┌─ Supplied material
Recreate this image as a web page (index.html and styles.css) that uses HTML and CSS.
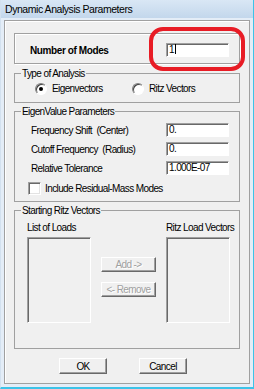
FILE: index.html
```html
<!DOCTYPE html>
<html>
  <head>
    <title>Dynamic Analysis Parameters</title>
    <link rel="stylesheet" href="styles.css">
  </head>
  <body>
    <div class="window">
      <div class="title-bar">Dynamic Analysis Parameters</div>
      <div class="client">
        <div class="frame">

          <div class="modes-box">
            <span class="modes-label">Number of Modes</span>
            <div class="field">1<span class="caret"></span></div>
          </div>

          <fieldset class="group">
            <legend>Type of Analysis</legend>
            <div class="radio-row">
              <label class="radio-item"><span class="radio checked"></span>Eigenvectors</label>
              <label class="radio-item"><span class="radio"></span>Ritz Vectors</label>
            </div>
          </fieldset>

          <fieldset class="group">
            <legend>EigenValue Parameters</legend>
            <div class="param-row">
              <span>Frequency Shift&nbsp; (Center)</span>
              <div class="field">0.</div>
            </div>
            <div class="param-row">
              <span>Cutoff Frequency&nbsp; (Radius)</span>
              <div class="field">0.</div>
            </div>
            <div class="param-row">
              <span>Relative Tolerance</span>
              <div class="field">1.000E-07</div>
            </div>
            <label class="check-row"><span class="checkbox"></span>Include Residual-Mass Modes</label>
          </fieldset>

          <fieldset class="group">
            <legend>Starting Ritz Vectors</legend>
            <div class="ritz-body">
              <div class="ritz-col">
                <span class="ritz-head">List of Loads</span>
                <div class="list"></div>
              </div>
              <div class="ritz-buttons">
                <button class="btn small" disabled>Add -&gt;</button>
                <button class="btn small" disabled>&lt;- Remove</button>
              </div>
              <div class="ritz-col">
                <span class="ritz-head">Ritz Load Vectors</span>
                <div class="list"></div>
              </div>
            </div>
          </fieldset>

          <div class="footer">
            <button class="btn main">OK</button>
            <button class="btn main">Cancel</button>
          </div>

        </div>
      </div>
      <div class="highlight"></div>
    </div>
  </body>
</html>
```
FILE: styles.css
```css
body{
  margin: 0;
  background-color: #f0f0f0;
  font-family: "Liberation Sans", Arial, sans-serif;
  font-size: 10px;
  letter-spacing: -0.6px;
  color: black;
}
.window{
  position: relative;
  width: 254px;
  height: 389px;
  box-sizing: border-box;
  background-color: #f0f0f0;
  border-left: 1px solid #d3e1ef;
  border-right: 1px solid #3cc3e8;
  border-bottom: 2px solid #3cc3e8;
}
.title-bar{
  height: 18px;
  line-height: 19px;
  padding-left: 4px;
  font-size: 10.5px;
  letter-spacing: -0.45px;
  background: linear-gradient(#d9e7f5, #c3d7ec);
}
.client{
  padding: 2px 3px 3px 3px;
  background-color: #e4edf7;
}
.frame{
  height: 364px;
  box-sizing: border-box;
  border: 1px solid #a0a0a0;
  box-shadow: inset 1px 1px 0 #fff;
  background-color: #f0f0f0;
  padding: 12px 9px 0 9px;
}

/* number of modes */
.modes-box{
  display: flex;
  align-items: center;
  justify-content: space-between;
  height: 31px;
  box-sizing: border-box;
  padding: 3px 10px 0 15px;
  border: 1px solid #a0a0a0;
  box-shadow: inset 1px 1px 0 #fff, 1px 1px 0 #fff;
}
.modes-label{
  font-weight: bold;
  letter-spacing: -0.4px;
}
.field{
  width: 63px;
  height: 14px;
  box-sizing: border-box;
  background-color: white;
  border: 1px solid;
  border-color: #a0a0a0 #fff #fff #a0a0a0;
  box-shadow: inset 1px 1px 0 #696969;
  padding-left: 2px;
  line-height: 12px;
  white-space: nowrap;
}
.caret{
  display: inline-block;
  width: 1px;
  height: 10px;
  margin-left: 1px;
  background-color: black;
  vertical-align: -1px;
}

/* group boxes */
.group{
  margin: 3px 0 0 0;
  padding: 0;
  border: 1px solid #a0a0a0;
  min-width: 0;
}
.group + .group{
  margin-top: 2px;
}
.group legend{
  margin-left: 6px;
  padding: 0 1px;
  line-height: 13px;
}

.radio-row{
  display: flex;
  align-items: center;
  height: 13px;
  margin: 2px 0 7px 20px;
}
.radio-item{
  display: flex;
  align-items: center;
  gap: 5px;
  width: 97px;
}
.radio{
  position: relative;
  width: 12px;
  height: 12px;
  box-sizing: border-box;
  border-radius: 50%;
  background-color: white;
  border: 1px solid;
  border-color: #808080 #fff #fff #808080;
  box-shadow: inset 1px 1px 0 #404040;
}
.radio.checked::after{
  content: "";
  position: absolute;
  left: 3px;
  top: 3px;
  width: 4px;
  height: 4px;
  border-radius: 50%;
  background-color: black;
}

.param-row{
  display: flex;
  align-items: center;
  justify-content: space-between;
  height: 14px;
  margin: 5px 10px 0 16px;
}
.check-row{
  display: flex;
  align-items: center;
  gap: 4px;
  height: 13px;
  margin: 7px 0 6px 13px;
}
.checkbox{
  width: 13px;
  height: 13px;
  box-sizing: border-box;
  background-color: white;
  border: 1px solid;
  border-color: #a0a0a0 #fff #fff #a0a0a0;
  box-shadow: inset 1px 1px 0 #696969, inset -1px -1px 0 #e3e3e3;
}

/* ritz vectors */
.ritz-body{
  display: flex;
  gap: 10px;
  margin: 4px 0 25px 12px;
}
.ritz-col{
  display: flex;
  flex-direction: column;
  gap: 3px;
}
.ritz-head{
  line-height: 13px;
  white-space: nowrap;
}
.list{
  width: 64px;
  height: 86px;
  box-sizing: border-box;
  border: 1px solid;
  border-color: #a0a0a0 #fff #fff #a0a0a0;
  box-shadow: inset 1px 1px 0 #696969;
  background-color: #f0f0f0;
}
.ritz-buttons{
  display: flex;
  flex-direction: column;
  gap: 10px;
  padding-top: 36px;
}

/* buttons */
.btn{
  font: inherit;
  letter-spacing: inherit;
  color: black;
  padding: 0;
  white-space: nowrap;
  background-color: #f0f0f0;
  border: 1px solid;
  border-color: #fff #696969 #696969 #fff;
  box-shadow: inset -1px -1px 0 #a0a0a0;
}
.btn.small{
  width: 55px;
  height: 15px;
  line-height: 12px;
  color: #a0a0a0;
  text-shadow: 1px 1px 0 #fff;
}
.btn.main{
  width: 48px;
  height: 16px;
  line-height: 13px;
}
.footer{
  display: flex;
  gap: 32px;
  margin: 9px 0 0 45px;
}

.highlight{
  position: absolute;
  left: 148px;
  top: 27px;
  width: 96px;
  height: 44px;
  box-sizing: border-box;
  border: 4px solid #e81c25;
  border-radius: 14px;
}
```
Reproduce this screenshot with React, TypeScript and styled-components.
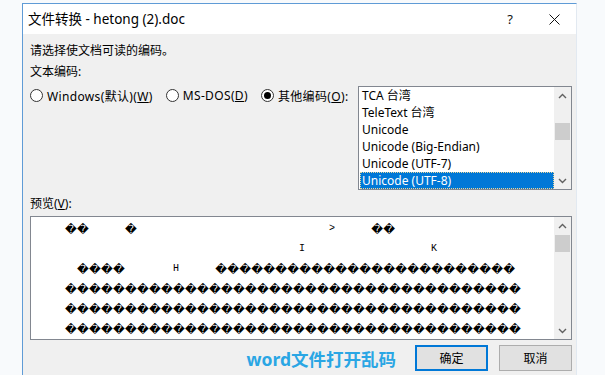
└─
> **Requirement**
Looking at the records above, count the lines where the word "this" appears. State only the number.

> **Exercise output**
2